Task goal:
Please retype the data in full and exactly; the pictures are not part of the copy.

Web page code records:
....................
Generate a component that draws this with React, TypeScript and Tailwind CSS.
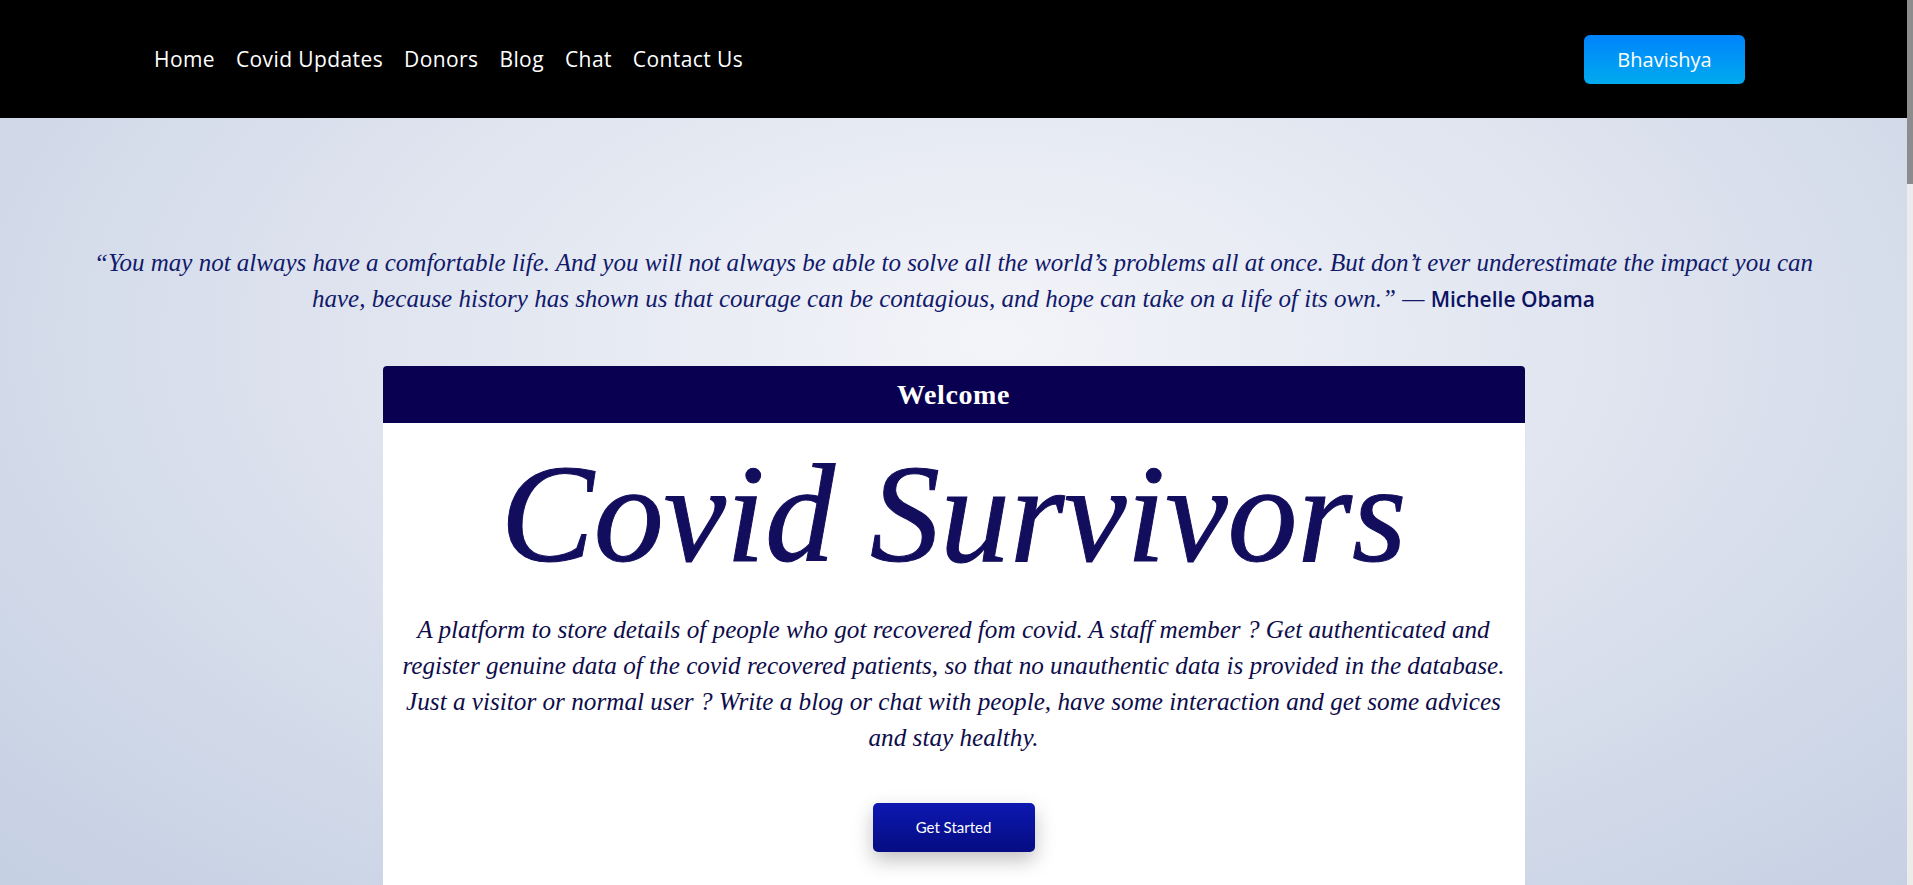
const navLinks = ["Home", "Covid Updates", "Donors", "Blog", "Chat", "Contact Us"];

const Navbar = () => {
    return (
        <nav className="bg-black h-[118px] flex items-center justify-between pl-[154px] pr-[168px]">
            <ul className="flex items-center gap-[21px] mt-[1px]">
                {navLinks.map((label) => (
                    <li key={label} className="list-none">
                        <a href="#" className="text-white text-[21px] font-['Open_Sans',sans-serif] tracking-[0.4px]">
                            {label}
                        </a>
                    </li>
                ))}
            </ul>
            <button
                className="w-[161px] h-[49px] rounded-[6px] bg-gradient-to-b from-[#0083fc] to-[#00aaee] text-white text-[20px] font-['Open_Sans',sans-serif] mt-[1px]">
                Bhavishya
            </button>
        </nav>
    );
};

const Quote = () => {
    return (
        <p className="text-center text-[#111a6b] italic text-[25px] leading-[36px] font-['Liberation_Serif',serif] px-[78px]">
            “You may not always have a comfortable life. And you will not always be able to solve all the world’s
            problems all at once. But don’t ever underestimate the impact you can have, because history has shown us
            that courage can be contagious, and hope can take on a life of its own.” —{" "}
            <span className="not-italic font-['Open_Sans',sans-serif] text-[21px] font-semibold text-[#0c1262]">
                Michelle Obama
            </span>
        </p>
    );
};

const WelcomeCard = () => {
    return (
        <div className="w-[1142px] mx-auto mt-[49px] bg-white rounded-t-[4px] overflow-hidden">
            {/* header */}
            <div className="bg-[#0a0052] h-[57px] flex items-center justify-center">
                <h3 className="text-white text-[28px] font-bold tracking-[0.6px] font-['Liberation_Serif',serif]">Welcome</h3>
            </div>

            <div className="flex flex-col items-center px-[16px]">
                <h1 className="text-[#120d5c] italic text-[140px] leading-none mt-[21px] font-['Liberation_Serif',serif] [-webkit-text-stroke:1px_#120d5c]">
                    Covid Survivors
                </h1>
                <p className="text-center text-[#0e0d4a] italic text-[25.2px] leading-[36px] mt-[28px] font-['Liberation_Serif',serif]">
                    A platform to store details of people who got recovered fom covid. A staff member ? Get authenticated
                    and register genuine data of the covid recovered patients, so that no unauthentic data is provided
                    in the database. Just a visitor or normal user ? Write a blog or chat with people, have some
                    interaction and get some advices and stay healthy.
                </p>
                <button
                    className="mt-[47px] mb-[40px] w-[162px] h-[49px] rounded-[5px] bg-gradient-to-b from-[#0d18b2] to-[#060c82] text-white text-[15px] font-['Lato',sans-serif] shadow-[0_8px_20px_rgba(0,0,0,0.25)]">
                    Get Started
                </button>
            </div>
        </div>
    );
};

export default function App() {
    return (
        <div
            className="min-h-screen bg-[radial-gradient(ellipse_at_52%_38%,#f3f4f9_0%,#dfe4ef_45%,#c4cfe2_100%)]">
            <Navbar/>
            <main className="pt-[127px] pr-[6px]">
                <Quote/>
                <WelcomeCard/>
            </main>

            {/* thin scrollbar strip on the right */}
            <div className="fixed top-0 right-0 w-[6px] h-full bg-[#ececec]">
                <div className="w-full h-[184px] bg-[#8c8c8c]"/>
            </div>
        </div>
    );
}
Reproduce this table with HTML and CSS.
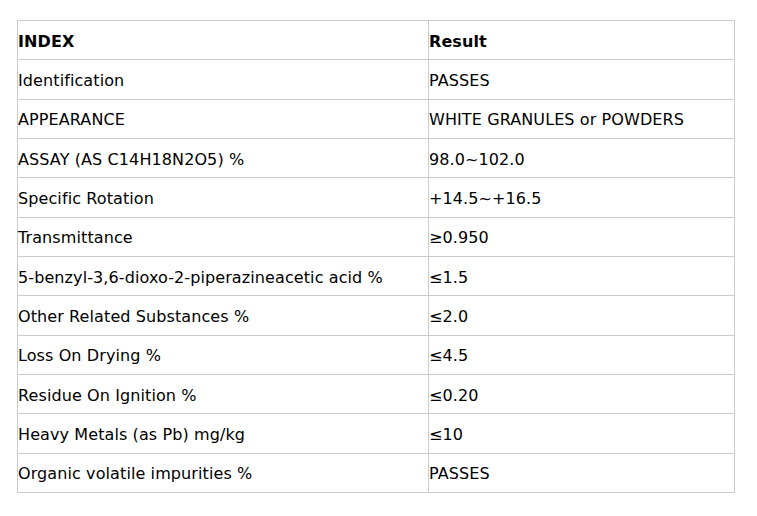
....................
Task output:
Generate a component that draws this with React, TypeScript and Tailwind CSS.
const navLinks = ["Home", "Covid Updates", "Donors", "Blog", "Chat", "Contact Us"];

const Navbar = () => {
    return (
        <nav className="bg-black h-[118px] flex items-center justify-between pl-[154px] pr-[168px]">
            <ul className="flex items-center gap-[21px] mt-[1px]">
                {navLinks.map((label) => (
                    <li key={label} className="list-none">
                        <a href="#" className="text-white text-[21px] font-['Open_Sans',sans-serif] tracking-[0.4px]">
                            {label}
                        </a>
                    </li>
                ))}
            </ul>
            <button
                className="w-[161px] h-[49px] rounded-[6px] bg-gradient-to-b from-[#0083fc] to-[#00aaee] text-white text-[20px] font-['Open_Sans',sans-serif] mt-[1px]">
                Bhavishya
            </button>
        </nav>
    );
};

const Quote = () => {
    return (
        <p className="text-center text-[#111a6b] italic text-[25px] leading-[36px] font-['Liberation_Serif',serif] px-[78px]">
            “You may not always have a comfortable life. And you will not always be able to solve all the world’s
            problems all at once. But don’t ever underestimate the impact you can have, because history has shown us
            that courage can be contagious, and hope can take on a life of its own.” —{" "}
            <span className="not-italic font-['Open_Sans',sans-serif] text-[21px] font-semibold text-[#0c1262]">
                Michelle Obama
            </span>
        </p>
    );
};

const WelcomeCard = () => {
    return (
        <div className="w-[1142px] mx-auto mt-[49px] bg-white rounded-t-[4px] overflow-hidden">
            {/* header */}
            <div className="bg-[#0a0052] h-[57px] flex items-center justify-center">
                <h3 className="text-white text-[28px] font-bold tracking-[0.6px] font-['Liberation_Serif',serif]">Welcome</h3>
            </div>

            <div className="flex flex-col items-center px-[16px]">
                <h1 className="text-[#120d5c] italic text-[140px] leading-none mt-[21px] font-['Liberation_Serif',serif] [-webkit-text-stroke:1px_#120d5c]">
                    Covid Survivors
                </h1>
                <p className="text-center text-[#0e0d4a] italic text-[25.2px] leading-[36px] mt-[28px] font-['Liberation_Serif',serif]">
                    A platform to store details of people who got recovered fom covid. A staff member ? Get authenticated
                    and register genuine data of the covid recovered patients, so that no unauthentic data is provided
                    in the database. Just a visitor or normal user ? Write a blog or chat with people, have some
                    interaction and get some advices and stay healthy.
                </p>
                <button
                    className="mt-[47px] mb-[40px] w-[162px] h-[49px] rounded-[5px] bg-gradient-to-b from-[#0d18b2] to-[#060c82] text-white text-[15px] font-['Lato',sans-serif] shadow-[0_8px_20px_rgba(0,0,0,0.25)]">
                    Get Started
                </button>
            </div>
        </div>
    );
};

export default function App() {
    return (
        <div
            className="min-h-screen bg-[radial-gradient(ellipse_at_52%_38%,#f3f4f9_0%,#dfe4ef_45%,#c4cfe2_100%)]">
            <Navbar/>
            <main className="pt-[127px] pr-[6px]">
                <Quote/>
                <WelcomeCard/>
            </main>

            {/* thin scrollbar strip on the right */}
            <div className="fixed top-0 right-0 w-[6px] h-full bg-[#ececec]">
                <div className="w-full h-[184px] bg-[#8c8c8c]"/>
            </div>
        </div>
    );
}
Reproduce this table with HTML and CSS.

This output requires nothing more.